What is asked »
Can you transcribe the data exactly? Leave the pictures out.

Dataset excerpt »
+-------+
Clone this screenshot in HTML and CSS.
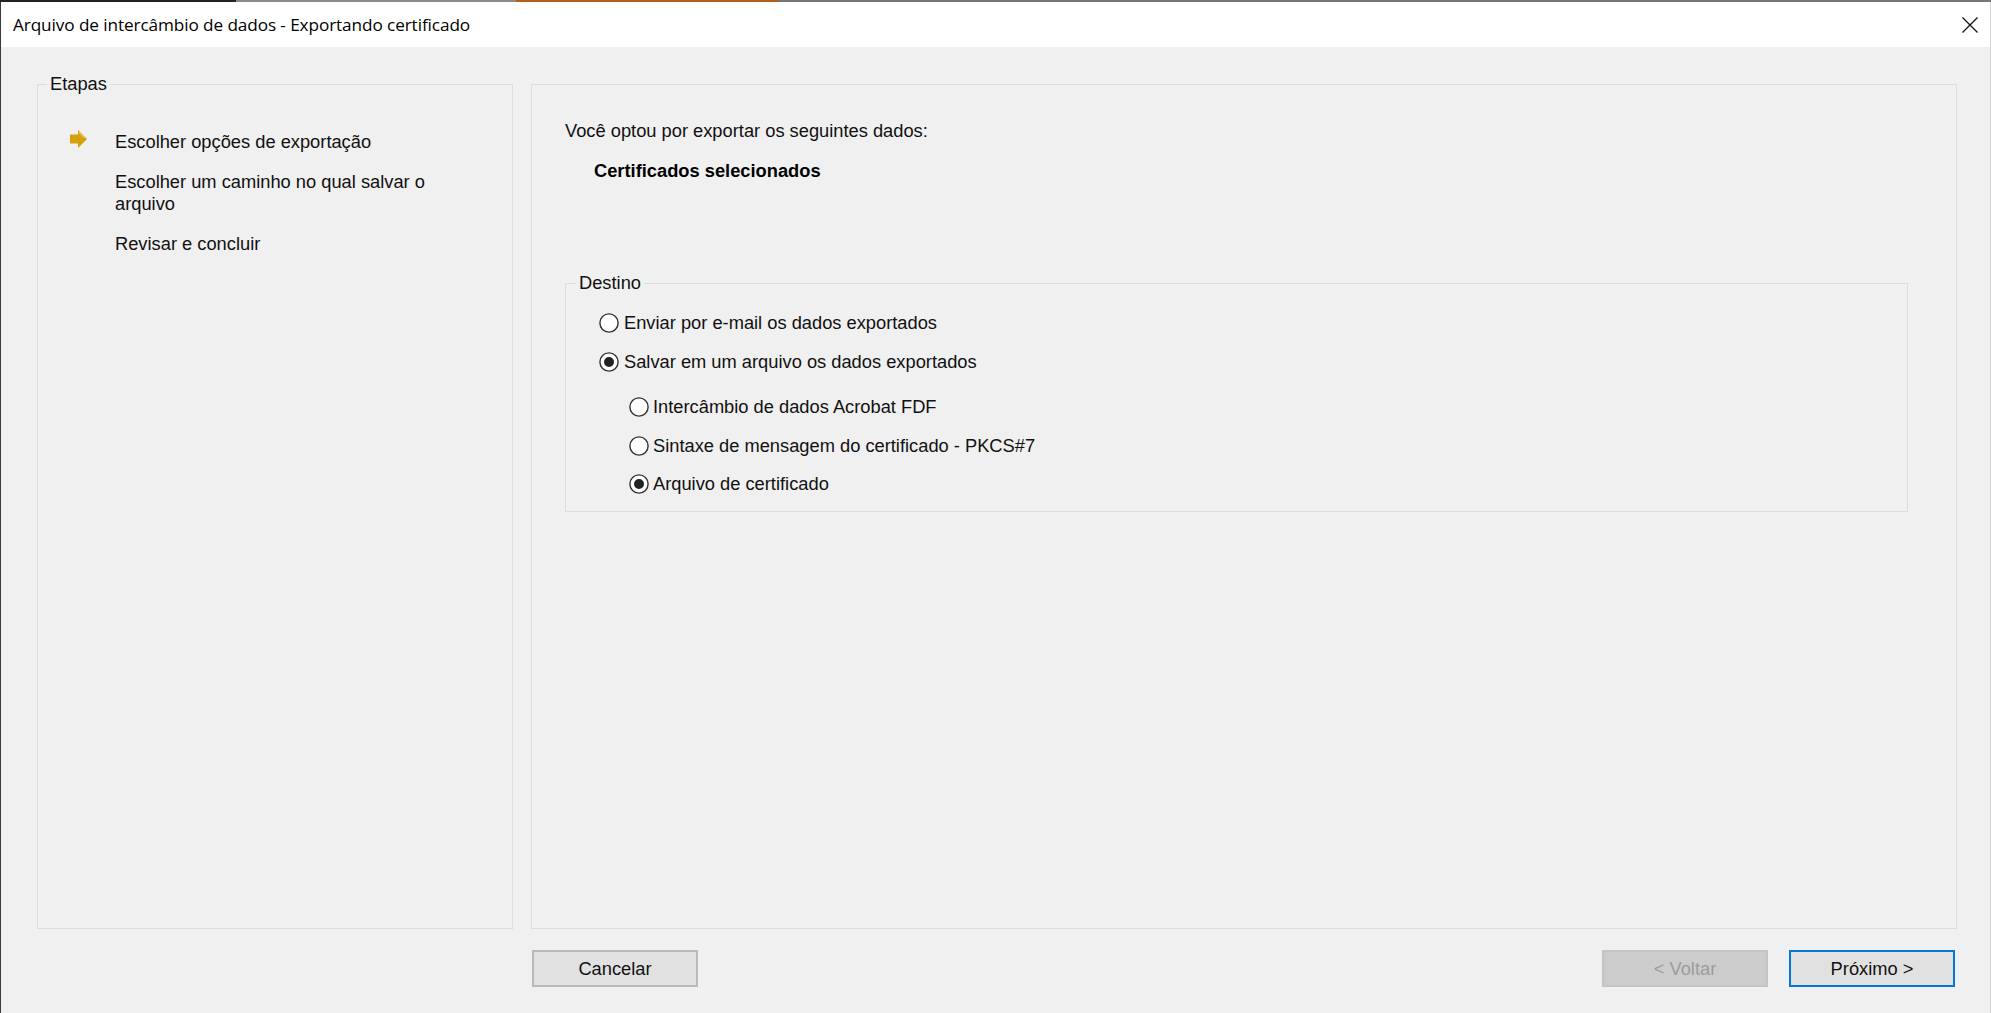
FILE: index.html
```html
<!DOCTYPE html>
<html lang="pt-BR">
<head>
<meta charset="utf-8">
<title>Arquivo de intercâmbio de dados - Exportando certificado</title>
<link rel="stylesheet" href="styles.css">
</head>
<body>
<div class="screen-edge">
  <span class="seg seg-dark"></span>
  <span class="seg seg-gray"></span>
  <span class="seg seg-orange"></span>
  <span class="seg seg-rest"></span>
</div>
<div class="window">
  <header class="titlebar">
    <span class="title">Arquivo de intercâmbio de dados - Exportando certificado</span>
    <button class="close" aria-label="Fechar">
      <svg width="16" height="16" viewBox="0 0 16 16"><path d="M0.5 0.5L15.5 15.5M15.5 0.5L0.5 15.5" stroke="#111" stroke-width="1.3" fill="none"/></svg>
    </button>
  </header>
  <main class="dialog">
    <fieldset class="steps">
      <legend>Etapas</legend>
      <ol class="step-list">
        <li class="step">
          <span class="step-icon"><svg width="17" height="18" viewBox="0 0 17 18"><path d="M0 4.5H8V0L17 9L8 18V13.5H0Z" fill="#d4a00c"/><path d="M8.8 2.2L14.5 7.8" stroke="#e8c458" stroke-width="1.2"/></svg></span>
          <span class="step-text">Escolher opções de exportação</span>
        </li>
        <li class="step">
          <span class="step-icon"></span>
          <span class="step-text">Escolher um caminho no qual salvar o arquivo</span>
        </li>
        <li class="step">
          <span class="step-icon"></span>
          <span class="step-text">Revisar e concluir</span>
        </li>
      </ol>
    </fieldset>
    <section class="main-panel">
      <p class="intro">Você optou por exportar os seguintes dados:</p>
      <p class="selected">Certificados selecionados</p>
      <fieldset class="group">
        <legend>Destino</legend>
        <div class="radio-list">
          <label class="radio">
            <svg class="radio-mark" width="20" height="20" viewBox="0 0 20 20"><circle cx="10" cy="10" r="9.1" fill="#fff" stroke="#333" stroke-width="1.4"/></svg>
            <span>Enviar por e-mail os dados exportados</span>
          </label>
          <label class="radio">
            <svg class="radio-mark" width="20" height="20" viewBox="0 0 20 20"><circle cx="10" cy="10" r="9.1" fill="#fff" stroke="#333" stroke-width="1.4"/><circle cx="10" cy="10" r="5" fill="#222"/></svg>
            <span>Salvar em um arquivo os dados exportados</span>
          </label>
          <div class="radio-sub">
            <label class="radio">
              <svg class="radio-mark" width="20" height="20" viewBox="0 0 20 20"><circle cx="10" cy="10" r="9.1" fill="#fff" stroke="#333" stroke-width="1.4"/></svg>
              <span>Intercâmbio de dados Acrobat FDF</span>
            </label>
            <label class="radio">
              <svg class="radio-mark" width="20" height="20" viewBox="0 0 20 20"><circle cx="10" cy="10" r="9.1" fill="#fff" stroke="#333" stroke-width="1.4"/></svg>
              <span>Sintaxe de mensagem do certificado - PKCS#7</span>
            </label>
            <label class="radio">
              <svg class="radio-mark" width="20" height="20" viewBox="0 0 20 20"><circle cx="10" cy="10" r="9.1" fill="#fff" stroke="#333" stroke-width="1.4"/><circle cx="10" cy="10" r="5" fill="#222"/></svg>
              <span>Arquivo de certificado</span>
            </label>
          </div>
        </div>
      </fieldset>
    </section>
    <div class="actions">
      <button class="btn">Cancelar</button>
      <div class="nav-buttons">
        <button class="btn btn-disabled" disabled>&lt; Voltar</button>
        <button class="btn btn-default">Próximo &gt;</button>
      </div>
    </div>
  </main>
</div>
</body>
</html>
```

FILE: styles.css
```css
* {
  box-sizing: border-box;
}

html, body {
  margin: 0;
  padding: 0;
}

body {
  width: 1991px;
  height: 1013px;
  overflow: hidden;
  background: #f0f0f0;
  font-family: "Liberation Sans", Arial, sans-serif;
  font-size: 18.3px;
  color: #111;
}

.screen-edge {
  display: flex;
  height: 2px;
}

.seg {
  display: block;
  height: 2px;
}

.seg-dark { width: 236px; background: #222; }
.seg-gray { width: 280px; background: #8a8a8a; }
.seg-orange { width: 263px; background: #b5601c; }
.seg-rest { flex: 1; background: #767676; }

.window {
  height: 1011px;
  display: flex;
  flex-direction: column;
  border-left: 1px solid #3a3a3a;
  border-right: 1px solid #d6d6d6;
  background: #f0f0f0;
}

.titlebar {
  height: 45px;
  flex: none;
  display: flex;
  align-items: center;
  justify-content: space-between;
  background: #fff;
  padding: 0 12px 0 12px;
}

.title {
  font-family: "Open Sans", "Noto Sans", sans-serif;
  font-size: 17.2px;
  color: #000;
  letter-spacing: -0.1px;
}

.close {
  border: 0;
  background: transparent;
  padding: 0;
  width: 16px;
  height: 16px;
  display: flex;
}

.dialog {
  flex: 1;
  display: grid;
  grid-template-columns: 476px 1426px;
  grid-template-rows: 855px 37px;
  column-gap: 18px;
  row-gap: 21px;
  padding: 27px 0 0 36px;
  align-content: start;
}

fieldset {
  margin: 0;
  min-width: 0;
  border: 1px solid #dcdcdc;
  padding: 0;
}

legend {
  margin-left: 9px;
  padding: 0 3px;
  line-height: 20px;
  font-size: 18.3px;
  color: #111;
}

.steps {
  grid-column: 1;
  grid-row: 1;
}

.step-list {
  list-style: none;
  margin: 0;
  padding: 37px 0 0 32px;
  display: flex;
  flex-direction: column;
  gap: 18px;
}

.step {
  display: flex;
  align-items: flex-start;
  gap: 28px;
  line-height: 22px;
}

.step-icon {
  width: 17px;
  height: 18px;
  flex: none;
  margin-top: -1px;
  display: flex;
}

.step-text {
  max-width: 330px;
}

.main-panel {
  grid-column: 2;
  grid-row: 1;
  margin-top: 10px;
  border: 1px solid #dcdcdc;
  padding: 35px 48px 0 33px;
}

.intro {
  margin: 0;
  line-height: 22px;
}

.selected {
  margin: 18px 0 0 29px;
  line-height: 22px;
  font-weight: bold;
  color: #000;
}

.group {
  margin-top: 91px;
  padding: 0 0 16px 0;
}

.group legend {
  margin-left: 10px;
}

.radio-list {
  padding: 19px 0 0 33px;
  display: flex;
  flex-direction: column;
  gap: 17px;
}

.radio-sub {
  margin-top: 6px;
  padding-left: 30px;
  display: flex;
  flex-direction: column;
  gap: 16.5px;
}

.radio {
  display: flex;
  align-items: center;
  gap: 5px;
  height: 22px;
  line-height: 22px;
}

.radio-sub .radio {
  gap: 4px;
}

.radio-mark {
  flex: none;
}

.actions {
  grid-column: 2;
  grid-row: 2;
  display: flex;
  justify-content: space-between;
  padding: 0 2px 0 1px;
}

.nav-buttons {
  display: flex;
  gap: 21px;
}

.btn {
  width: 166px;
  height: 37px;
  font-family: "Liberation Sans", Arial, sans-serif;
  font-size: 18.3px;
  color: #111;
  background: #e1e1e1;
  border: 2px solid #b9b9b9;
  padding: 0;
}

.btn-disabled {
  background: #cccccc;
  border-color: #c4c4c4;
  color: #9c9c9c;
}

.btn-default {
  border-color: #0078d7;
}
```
+-------+
Result of the task »
Clone this screenshot in HTML and CSS.
FILE: index.html
```html
<!DOCTYPE html>
<html lang="pt-BR">
<head>
<meta charset="utf-8">
<title>Arquivo de intercâmbio de dados - Exportando certificado</title>
<link rel="stylesheet" href="styles.css">
</head>
<body>
<div class="screen-edge">
  <span class="seg seg-dark"></span>
  <span class="seg seg-gray"></span>
  <span class="seg seg-orange"></span>
  <span class="seg seg-rest"></span>
</div>
<div class="window">
  <header class="titlebar">
    <span class="title">Arquivo de intercâmbio de dados - Exportando certificado</span>
    <button class="close" aria-label="Fechar">
      <svg width="16" height="16" viewBox="0 0 16 16"><path d="M0.5 0.5L15.5 15.5M15.5 0.5L0.5 15.5" stroke="#111" stroke-width="1.3" fill="none"/></svg>
    </button>
  </header>
  <main class="dialog">
    <fieldset class="steps">
      <legend>Etapas</legend>
      <ol class="step-list">
        <li class="step">
          <span class="step-icon"><svg width="17" height="18" viewBox="0 0 17 18"><path d="M0 4.5H8V0L17 9L8 18V13.5H0Z" fill="#d4a00c"/><path d="M8.8 2.2L14.5 7.8" stroke="#e8c458" stroke-width="1.2"/></svg></span>
          <span class="step-text">Escolher opções de exportação</span>
        </li>
        <li class="step">
          <span class="step-icon"></span>
          <span class="step-text">Escolher um caminho no qual salvar o arquivo</span>
        </li>
        <li class="step">
          <span class="step-icon"></span>
          <span class="step-text">Revisar e concluir</span>
        </li>
      </ol>
    </fieldset>
    <section class="main-panel">
      <p class="intro">Você optou por exportar os seguintes dados:</p>
      <p class="selected">Certificados selecionados</p>
      <fieldset class="group">
        <legend>Destino</legend>
        <div class="radio-list">
          <label class="radio">
            <svg class="radio-mark" width="20" height="20" viewBox="0 0 20 20"><circle cx="10" cy="10" r="9.1" fill="#fff" stroke="#333" stroke-width="1.4"/></svg>
            <span>Enviar por e-mail os dados exportados</span>
          </label>
          <label class="radio">
            <svg class="radio-mark" width="20" height="20" viewBox="0 0 20 20"><circle cx="10" cy="10" r="9.1" fill="#fff" stroke="#333" stroke-width="1.4"/><circle cx="10" cy="10" r="5" fill="#222"/></svg>
            <span>Salvar em um arquivo os dados exportados</span>
          </label>
          <div class="radio-sub">
            <label class="radio">
              <svg class="radio-mark" width="20" height="20" viewBox="0 0 20 20"><circle cx="10" cy="10" r="9.1" fill="#fff" stroke="#333" stroke-width="1.4"/></svg>
              <span>Intercâmbio de dados Acrobat FDF</span>
            </label>
            <label class="radio">
              <svg class="radio-mark" width="20" height="20" viewBox="0 0 20 20"><circle cx="10" cy="10" r="9.1" fill="#fff" stroke="#333" stroke-width="1.4"/></svg>
              <span>Sintaxe de mensagem do certificado - PKCS#7</span>
            </label>
            <label class="radio">
              <svg class="radio-mark" width="20" height="20" viewBox="0 0 20 20"><circle cx="10" cy="10" r="9.1" fill="#fff" stroke="#333" stroke-width="1.4"/><circle cx="10" cy="10" r="5" fill="#222"/></svg>
              <span>Arquivo de certificado</span>
            </label>
          </div>
        </div>
      </fieldset>
    </section>
    <div class="actions">
      <button class="btn">Cancelar</button>
      <div class="nav-buttons">
        <button class="btn btn-disabled" disabled>&lt; Voltar</button>
        <button class="btn btn-default">Próximo &gt;</button>
      </div>
    </div>
  </main>
</div>
</body>
</html>
```

FILE: styles.css
```css
* {
  box-sizing: border-box;
}

html, body {
  margin: 0;
  padding: 0;
}

body {
  width: 1991px;
  height: 1013px;
  overflow: hidden;
  background: #f0f0f0;
  font-family: "Liberation Sans", Arial, sans-serif;
  font-size: 18.3px;
  color: #111;
}

.screen-edge {
  display: flex;
  height: 2px;
}

.seg {
  display: block;
  height: 2px;
}

.seg-dark { width: 236px; background: #222; }
.seg-gray { width: 280px; background: #8a8a8a; }
.seg-orange { width: 263px; background: #b5601c; }
.seg-rest { flex: 1; background: #767676; }

.window {
  height: 1011px;
  display: flex;
  flex-direction: column;
  border-left: 1px solid #3a3a3a;
  border-right: 1px solid #d6d6d6;
  background: #f0f0f0;
}

.titlebar {
  height: 45px;
  flex: none;
  display: flex;
  align-items: center;
  justify-content: space-between;
  background: #fff;
  padding: 0 12px 0 12px;
}

.title {
  font-family: "Open Sans", "Noto Sans", sans-serif;
  font-size: 17.2px;
  color: #000;
  letter-spacing: -0.1px;
}

.close {
  border: 0;
  background: transparent;
  padding: 0;
  width: 16px;
  height: 16px;
  display: flex;
}

.dialog {
  flex: 1;
  display: grid;
  grid-template-columns: 476px 1426px;
  grid-template-rows: 855px 37px;
  column-gap: 18px;
  row-gap: 21px;
  padding: 27px 0 0 36px;
  align-content: start;
}

fieldset {
  margin: 0;
  min-width: 0;
  border: 1px solid #dcdcdc;
  padding: 0;
}

legend {
  margin-left: 9px;
  padding: 0 3px;
  line-height: 20px;
  font-size: 18.3px;
  color: #111;
}

.steps {
  grid-column: 1;
  grid-row: 1;
}

.step-list {
  list-style: none;
  margin: 0;
  padding: 37px 0 0 32px;
  display: flex;
  flex-direction: column;
  gap: 18px;
}

.step {
  display: flex;
  align-items: flex-start;
  gap: 28px;
  line-height: 22px;
}

.step-icon {
  width: 17px;
  height: 18px;
  flex: none;
  margin-top: -1px;
  display: flex;
}

.step-text {
  max-width: 330px;
}

.main-panel {
  grid-column: 2;
  grid-row: 1;
  margin-top: 10px;
  border: 1px solid #dcdcdc;
  padding: 35px 48px 0 33px;
}

.intro {
  margin: 0;
  line-height: 22px;
}

.selected {
  margin: 18px 0 0 29px;
  line-height: 22px;
  font-weight: bold;
  color: #000;
}

.group {
  margin-top: 91px;
  padding: 0 0 16px 0;
}

.group legend {
  margin-left: 10px;
}

.radio-list {
  padding: 19px 0 0 33px;
  display: flex;
  flex-direction: column;
  gap: 17px;
}

.radio-sub {
  margin-top: 6px;
  padding-left: 30px;
  display: flex;
  flex-direction: column;
  gap: 16.5px;
}

.radio {
  display: flex;
  align-items: center;
  gap: 5px;
  height: 22px;
  line-height: 22px;
}

.radio-sub .radio {
  gap: 4px;
}

.radio-mark {
  flex: none;
}

.actions {
  grid-column: 2;
  grid-row: 2;
  display: flex;
  justify-content: space-between;
  padding: 0 2px 0 1px;
}

.nav-buttons {
  display: flex;
  gap: 21px;
}

.btn {
  width: 166px;
  height: 37px;
  font-family: "Liberation Sans", Arial, sans-serif;
  font-size: 18.3px;
  color: #111;
  background: #e1e1e1;
  border: 2px solid #b9b9b9;
  padding: 0;
}

.btn-disabled {
  background: #cccccc;
  border-color: #c4c4c4;
  color: #9c9c9c;
}

.btn-default {
  border-color: #0078d7;
}
```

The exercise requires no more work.